Real kernels rarely fill an entire physical rectangle: edge tiles, partial blocks, and padding are normal. If the ISA pretends every element of the stored rectangle is meaningful, backends and authors disagree in silence. PTO instead carries valid rows and columns (Rv, Cv) so legality and semantics are defined on the meaningful domain first.
Mechanism¶
Tile Template Signature¶
A PTO tile is declared with the following template parameters:
Tile<TileType, DType, Rows, Cols, BLayout, SLayout, Fractal, Pad>
| Parameter | Type | Description |
|---|---|---|
TileType |
enum | Storage role: Vec, Mat, Acc, Scalar, Left, Right |
DType |
C++ type | Element type: half, bfloat16_t, float, int8_t, etc. |
Rows |
positive integer | Physical row count of the tile buffer |
Cols |
positive integer | Physical column count of the tile buffer |
BLayout |
enum | Block layout: RowMajor (C-contiguous) or ColMajor (Fortran-contiguous) |
SLayout |
enum | Stripe layout: NoneBox (uniform rectangular), RowMajor (fractal/strided), ColMajor (fractal/strided) |
Fractal |
enum | Fractal encoding: None, NZ, ZN, FR, RN (valid only when SLayout != NoneBox) |
Pad |
enum | Padding value for out-of-valid-region elements: Zero, Null, Invalid |
TileType¶
Every tile buffer carries a TileType that determines which execution pipeline processes it:
| TileType | Pipeline | Typical Use |
|---|---|---|
Vec |
Vector Pipe (V) | General elementwise, unary, binary, reduce operations |
Mat |
Matrix/CUBE Pipe (M) | Matmul input operands (TMATMUL, TGEMV) |
Acc |
Matrix Pipe (accumulator) | Matmul output accumulator; may accumulate across iterations |
Scalar |
Scalar Unit | Scalar tile with Rows = Cols = 1 |
Left |
Matrix Pipe | Left-hand operand of TMATMUL_MX (A matrix, must be NZ layout) |
Right |
Matrix Pipe | Right-hand operand of TMATMUL_MX (B matrix, must be NN layout) |
Valid Region¶
The valid region is the architecture-visible statement of which elements are meaningful. It is expressed as a pair (Rv, Cv) — valid rows and valid columns — accessible at runtime via tile.GetValidRow() and tile.GetValidCol().

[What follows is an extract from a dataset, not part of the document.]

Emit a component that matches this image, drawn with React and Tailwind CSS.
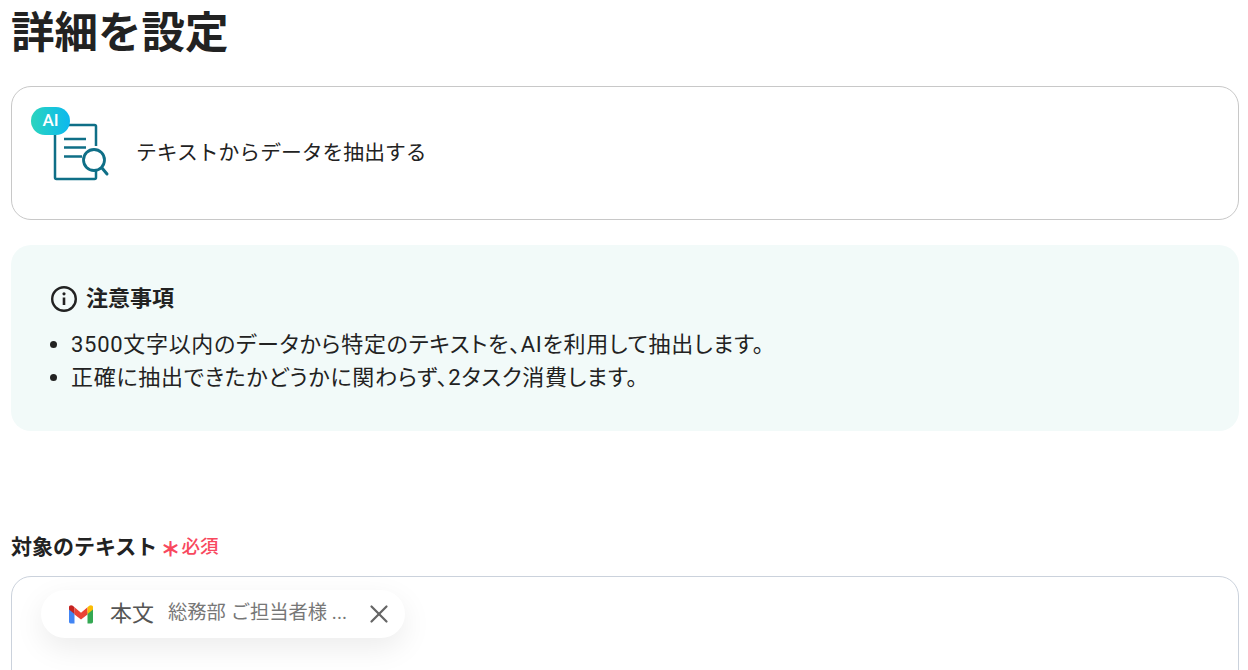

Semantics: For any tile operation, dst[i, j] is defined if and only if 0 ≤ i < dst.Rv and 0 ≤ j < dst.Cv. Elements outside this domain have no architectural meaning unless a specific instruction page explicitly defines their behavior.
Formula:
Domain(dst) = { (i, j) | 0 ≤ i < dst.Rv and 0 ≤ j < dst.Cv }
Per-instruction iteration domain: Unless a specific instruction states otherwise, the iteration domain is the destination tile's valid region:
for i in [0, dst.Rv):
for j in [0, dst.Cv):
dst[i, j] = f(src0[i, j], src1[i, j], ...)

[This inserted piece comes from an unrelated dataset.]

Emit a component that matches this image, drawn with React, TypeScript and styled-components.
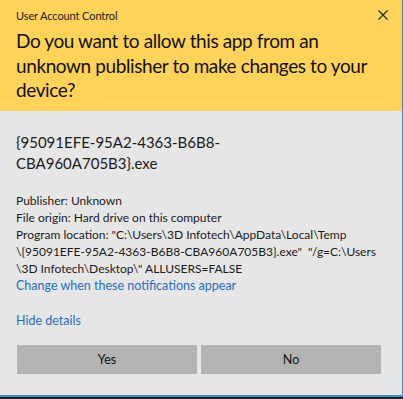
import React from "react";
import styled, { createGlobalStyle } from "styled-components";

const Global = createGlobalStyle`
  html, body { margin: 0; padding: 0; background: #1c2228; }
  body { width: 403px; height: 399px; overflow: hidden; font-family: "Lato", "Open Sans", sans-serif; }
`;

const Window = styled.div`
  width: 402px;
  height: 395px;
  border-right: 1px solid #3b8fce;
  border-bottom: 2px solid #3b8fce;
  display: flex;
  flex-direction: column;
  background: #e6e6e6;
`;

const Header = styled.div`
  background: #ffd35a;
  height: 111px;
  box-sizing: border-box;
  padding: 6px 16px 0 16px;
  display: flex;
  flex-direction: column;
`;

const TitleRow = styled.div`
  display: flex;
  align-items: center;
  justify-content: space-between;
  height: 18px;
`;

const Title = styled.span`
  font-size: 11px;
  letter-spacing: -0.1px;
  color: #1a1a1a;
  white-space: nowrap;
`;

const Close = styled.svg`
  width: 10px;
  height: 10px;
  margin-right: -2px;
`;

const Question = styled.div`
  margin-top: 5px;
  font-size: 19px;
  letter-spacing: -0.4px;
  line-height: 24.5px;
  color: #111;
  white-space: nowrap;
`;

const Body = styled.div`
  flex: 1;
  padding: 21px 16px 0 16px;
  display: flex;
  flex-direction: column;
`;

const FileName = styled.div`
  font-size: 15px;
  line-height: 21px;
  color: #1a1a1a;
  white-space: nowrap;
`;

const Details = styled.div`
  margin-top: 18px;
  font-size: 12px;
  line-height: 17px;
  color: #1a1a1a;
  white-space: pre;
`;

const Link = styled.a<{ $gap: number }>`
  display: block;
  margin-top: ${(p) => p.$gap}px;
  font-size: 12.5px;
  line-height: 17px;
  color: #1f6fc0;
  text-decoration: none;
  white-space: nowrap;
`;

const Buttons = styled.div`
  margin-top: 16px;
  display: grid;
  grid-template-columns: 180px 180px;
  gap: 4px;
  padding-left: 1px;
`;

const Button = styled.button`
  height: 29px;
  border: none;
  background: #b3b3b3;
  font-family: inherit;
  font-size: 12.5px;
  color: #111;
  padding: 0;
`;

export default function App() {
  return (
    <>
      <Global />
      <Window>
        <Header>
          <TitleRow>
            <Title>User Account Control</Title>
            <Close viewBox="0 0 10 10">
              <path d="M0.5 0.5 L9.5 9.5 M9.5 0.5 L0.5 9.5" stroke="#222" strokeWidth="1.1" fill="none" />
            </Close>
          </TitleRow>
          <Question>
            Do you want to allow this app from an
            <br />
            unknown publisher to make changes to your
            <br />
            device?
          </Question>
        </Header>
        <Body>
          <FileName>
            {"{95091EFE-95A2-4363-B6B8-"}
            <br />
            {"CBA960A705B3}.exe"}
          </FileName>
          <Details>
            {"Publisher: Unknown\n"}
            {"File origin: Hard drive on this computer\n"}
            {'Program location: "C:\\Users\\3D Infotech\\AppData\\Local\\Temp\n'}
            {'\\{95091EFE-95A2-4363-B6B8-CBA960A705B3}.exe"  "/g=C:\\Users\n'}
            {'\\3D Infotech\\Desktop\\" ALLUSERS=FALSE'}
          </Details>
          <Link $gap={0}>Change when these notifications appear</Link>
          <Link $gap={18}>Hide details</Link>
          <Buttons>
            <Button>Yes</Button>
            <Button>No</Button>
          </Buttons>
        </Body>
      </Window>
    </>
  );
}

For source tiles, src[i, j] is read regardless of whether (i, j) falls within the source's own valid region; the value read for out-of-region lanes is target-specific and undefined:
- On A2/A3 and A5: The hardware may read whatever values happen to be in the underlying tile buffer SRAM; the content is not guaranteed to be stable across invocations or consistent with initialization
- On CPU simulator: The underlying memory location is read directly, producing whatever bits are stored there
Block Layout (BLayout)¶
BLayout describes the in-memory stride between adjacent elements in the row and column directions. Full reference: Layout Reference.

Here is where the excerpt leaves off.